Para piorar a situação, há poucas semanas, uma atriz de seu filme "Piratas" (1985) acusou-o de um suposto abuso sexual. Grupos de manifestantes ficam na porta da casa de Lang com cartazes dizendo "procurado". Nada mais metafórico do que isso para a condição de Polanski.

A verdade é que parece irresistível tanto para Polanski quanto para qualquer outra pessoa a possibilidade de reescrever sua vida da forma mais conveniente - como faz o primeiro-ministro. As investigações independentes do escritor, no entanto, levam-no a descobertas que colocam em risco a sua própria vida.

A trilha sonora de Alexandre Desplat evoca os acordes daquelas que Bernard Herrmann criou para os filmes de Hitchcock, criando uma atmosfera de suspense e mistério, colaborando com o filme ao enfatizar aparentes banalidades do trabalho do escritor e da vida do político. Já as interpretações são na medida certa, criando personagens com densidade e sagazmente dirigidos.

Brosnan nunca esteve tão confortável diante de uma câmera.
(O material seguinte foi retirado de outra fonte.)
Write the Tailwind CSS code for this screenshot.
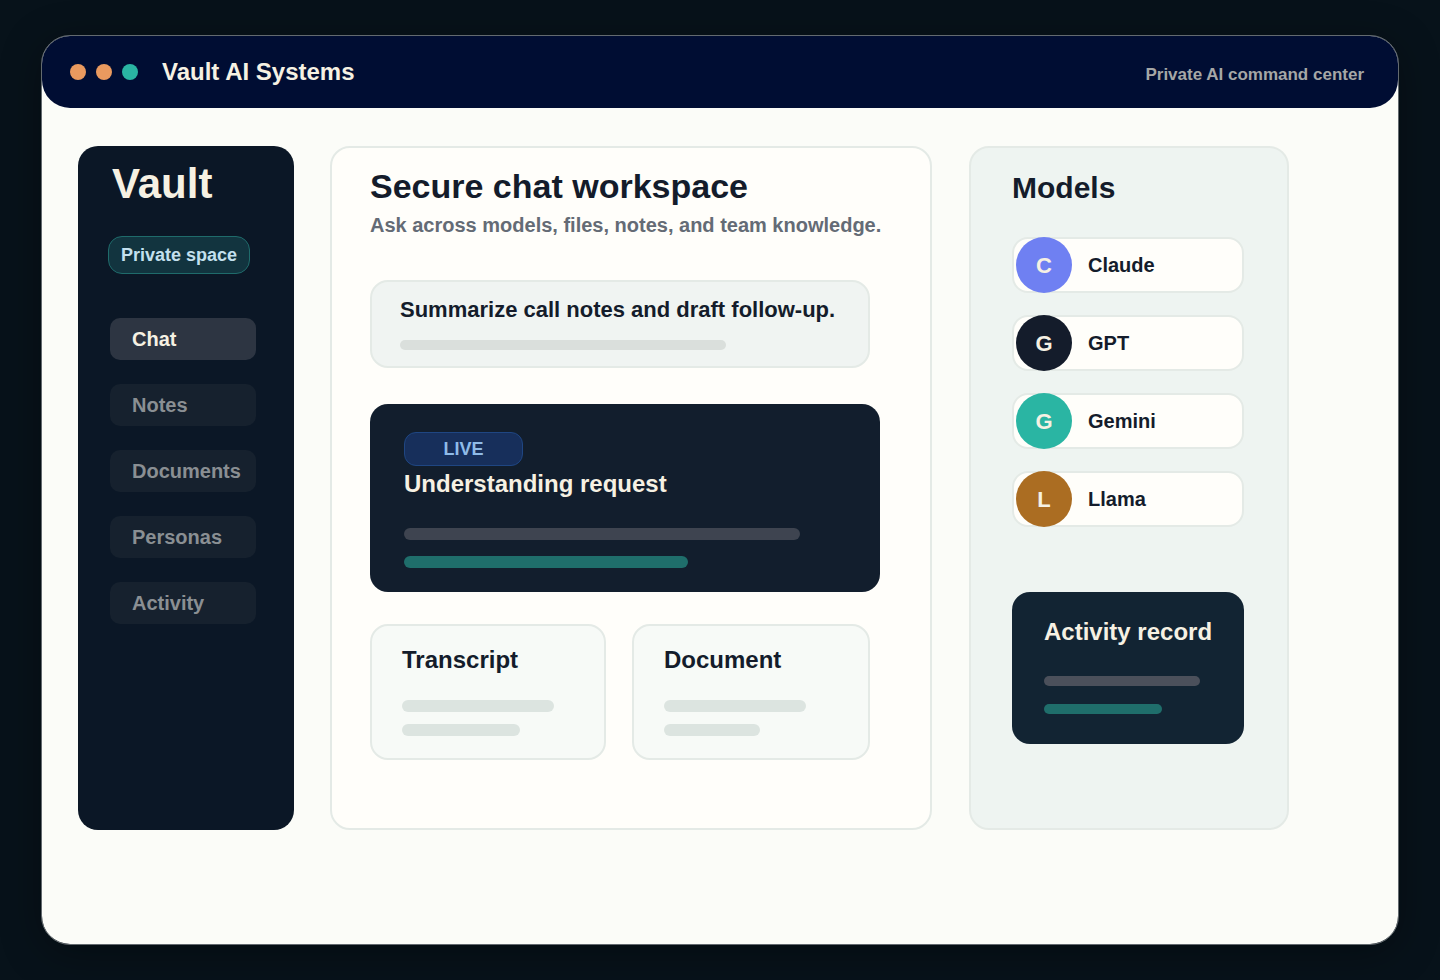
<!DOCTYPE html>
<html lang="en">
<head>
    <meta charset="UTF-8">
    <title>Vault AI Systems</title>
    <script src="https://cdn.jsdelivr.net/npm/@tailwindcss/browser@4"></script>
</head>
<body class="w-[1440px] h-[980px] overflow-hidden bg-[#07121a] pt-[36px] pl-[42px] font-['Liberation_Sans',Arial,sans-serif] font-bold">
    <!-- window -->
    <div class="w-[1356px] h-[908px] rounded-[28px] bg-[#fbfcf8] outline outline-1 outline-[#8b9296]/70 shadow-[0_8px_40px_rgba(0,0,0,0.35)]">
        <!-- title bar -->
        <header class="h-[72px] rounded-[28px] bg-[#000d33] flex items-center pl-[28px] pr-[34px]">
            <div class="flex gap-[10px]">
                <span class="w-4 h-4 rounded-full bg-[#ea9a5f]"></span>
                <span class="w-4 h-4 rounded-full bg-[#ea9a5f]"></span>
                <span class="w-4 h-4 rounded-full bg-[#2ab5a3]"></span>
            </div>
            <h1 class="ml-[24px] text-[24px] leading-none text-[#f6f1e3]">Vault AI Systems</h1>
            <span class="ml-auto mt-[6px] text-[17px] text-[#a5a7a6]">Private AI command center</span>
        </header>

        <div class="flex pt-[38px] pl-[36px]">
            <!-- sidebar -->
            <aside class="w-[216px] h-[684px] rounded-[20px] bg-[#0b1726] pl-[30px]">
                <div class="ml-[4px] mt-[13px] text-[42px] leading-[50px] text-[#f6f1e3]">Vault</div>
                <div class="mt-[27px] w-[142px] h-[38px] rounded-[14px] border border-[#1f6b6b] bg-[#12343f] flex items-center justify-center text-[18px] text-[#c3e0ee]">Private space</div>
                <nav class="ml-[2px] mt-[44px] flex flex-col gap-[24px] text-[20px]">
                    <a class="w-[146px] h-[42px] rounded-[10px] bg-[#2d3542] pl-[22px] flex items-center text-[#f6f1e3]">Chat</a>
                    <a class="w-[146px] h-[42px] rounded-[10px] bg-[#16212e] pl-[22px] flex items-center text-[#8a8f93]">Notes</a>
                    <a class="w-[146px] h-[42px] rounded-[10px] bg-[#16212e] pl-[22px] flex items-center text-[#8a8f93]">Documents</a>
                    <a class="w-[146px] h-[42px] rounded-[10px] bg-[#16212e] pl-[22px] flex items-center text-[#8a8f93]">Personas</a>
                    <a class="w-[146px] h-[42px] rounded-[10px] bg-[#16212e] pl-[22px] flex items-center text-[#8a8f93]">Activity</a>
                </nav>
            </aside>

            <!-- workspace -->
            <main class="ml-[36px] w-[602px] h-[684px] rounded-[20px] border-2 border-[#e4eae6] bg-[#fffefa] pl-[38px]">
                <h2 class="mt-[18px] text-[34px] leading-[40px] text-[#141c2b]">Secure chat workspace</h2>
                <p class="mt-[7px] text-[20px] leading-[24px] text-[#646b75]">Ask across models, files, notes, and team knowledge.</p>
                <div class="mt-[43px] w-[500px] h-[88px] rounded-[18px] border-2 border-[#e4eae6] bg-[#f0f4f2] pl-[28px] pt-[15px]">
                    <div class="text-[22px] leading-[26px] text-[#141c2b]">Summarize call notes and draft follow-up.</div>
                    <div class="mt-[17px] w-[326px] h-[10px] rounded-full bg-[#dadfdc]"></div>
                </div>
                <div class="mt-[36px] w-[510px] h-[188px] rounded-[18px] bg-[#121e2d] pl-[34px] pt-[28px]">
                    <div class="w-[119px] h-[34px] rounded-[12px] border border-[#1f4682] bg-[#172f5b] flex items-center justify-center text-[18px] text-[#8fbbe8]">LIVE</div>
                    <div class="mt-[4px] text-[24px] leading-[28px] text-[#f6f1e3]">Understanding request</div>
                    <div class="mt-[30px] w-[396px] h-[12px] rounded-full bg-[#3e4450]"></div>
                    <div class="mt-[16px] w-[284px] h-[12px] rounded-full bg-[#1f6e6b]"></div>
                </div>
                <div class="mt-[32px] flex gap-[26px]">
                    <div class="w-[236px] h-[136px] rounded-[18px] border-2 border-[#e4eae6] bg-[#f7faf7] pl-[30px] pt-[20px]">
                        <div class="text-[24px] leading-[28px] text-[#141c2b]">Transcript</div>
                        <div class="mt-[26px] w-[152px] h-[12px] rounded-full bg-[#dce4e0]"></div>
                        <div class="mt-[12px] w-[118px] h-[12px] rounded-full bg-[#dce4e0]"></div>
                    </div>
                    <div class="w-[238px] h-[136px] rounded-[18px] border-2 border-[#e4eae6] bg-[#f7faf7] pl-[30px] pt-[20px]">
                        <div class="text-[24px] leading-[28px] text-[#141c2b]">Document</div>
                        <div class="mt-[26px] w-[142px] h-[12px] rounded-full bg-[#dce4e0]"></div>
                        <div class="mt-[12px] w-[96px] h-[12px] rounded-full bg-[#dce4e0]"></div>
                    </div>
                </div>
            </main>

            <!-- models -->
            <aside class="ml-[37px] w-[320px] h-[684px] rounded-[20px] border-2 border-[#e4eae6] bg-[#eef4f1] pl-[41px]">
                <h3 class="mt-[22px] text-[30px] leading-[36px] text-[#141c2b]">Models</h3>
                <div class="mt-[31px] flex flex-col gap-[22px]">
                    <div class="w-[232px] h-[56px] rounded-[16px] border-2 border-[#e4eae6] bg-[#fffefa] flex items-center">
                        <span class="ml-[2px] w-[56px] h-[56px] shrink-0 rounded-full bg-[#6f80f2] flex items-center justify-center text-[22px] text-[#f6f1e3]">C</span>
                        <span class="ml-[16px] text-[20px] text-[#141c2b]">Claude</span>
                    </div>
                    <div class="w-[232px] h-[56px] rounded-[16px] border-2 border-[#e4eae6] bg-[#fffefa] flex items-center">
                        <span class="ml-[2px] w-[56px] h-[56px] shrink-0 rounded-full bg-[#141c2b] flex items-center justify-center text-[22px] text-[#f6f1e3]">G</span>
                        <span class="ml-[16px] text-[20px] text-[#141c2b]">GPT</span>
                    </div>
                    <div class="w-[232px] h-[56px] rounded-[16px] border-2 border-[#e4eae6] bg-[#fffefa] flex items-center">
                        <span class="ml-[2px] w-[56px] h-[56px] shrink-0 rounded-full bg-[#2ab5a3] flex items-center justify-center text-[22px] text-[#f6f1e3]">G</span>
                        <span class="ml-[16px] text-[20px] text-[#141c2b]">Gemini</span>
                    </div>
                    <div class="w-[232px] h-[56px] rounded-[16px] border-2 border-[#e4eae6] bg-[#fffefa] flex items-center">
                        <span class="ml-[2px] w-[56px] h-[56px] shrink-0 rounded-full bg-[#ab6d22] flex items-center justify-center text-[22px] text-[#f6f1e3]">L</span>
                        <span class="ml-[16px] text-[20px] text-[#141c2b]">Llama</span>
                    </div>
                </div>
                <div class="mt-[65px] w-[232px] h-[152px] rounded-[18px] bg-[#122433] pl-[32px] pt-[25px]">
                    <div class="text-[24px] leading-[30px] text-[#f6f1e3]">Activity record</div>
                    <div class="mt-[29px] w-[156px] h-[10px] rounded-full bg-[#4b505b]"></div>
                    <div class="mt-[18px] w-[118px] h-[10px] rounded-full bg-[#1f6e6b]"></div>
                </div>
            </aside>
        </div>
    </div>
</body>
</html>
Lang é um personagem execrável, mas ao mesmo tempo sedutor com sua fala tranquila, capaz de convencer até o mais sério dos escritores a vender a sua alma.

O roteiro de "O escritor fantasma" baseia-se num romance de Richard Harris e foi adaptado pelo autor e pelo próprio Polanski. Com este filme, o diretor penetra na essência do ser humano, no que ele é capaz de fazer para alcançar seus objetivos.

Às vezes, bastam coisas simples e nobres, como sobreviver, como mostra em "O Pianista"; ou manter-se honesto mesmo diante uma infância cruel, como "Oliver Twist". Em outras oportunidades é preciso mergulhar fundo na condição humana, o que nem sempre é um passeio agradável, mas que pode gerar um excelente filme nas mãos da pessoa certa - como nas de Polanski.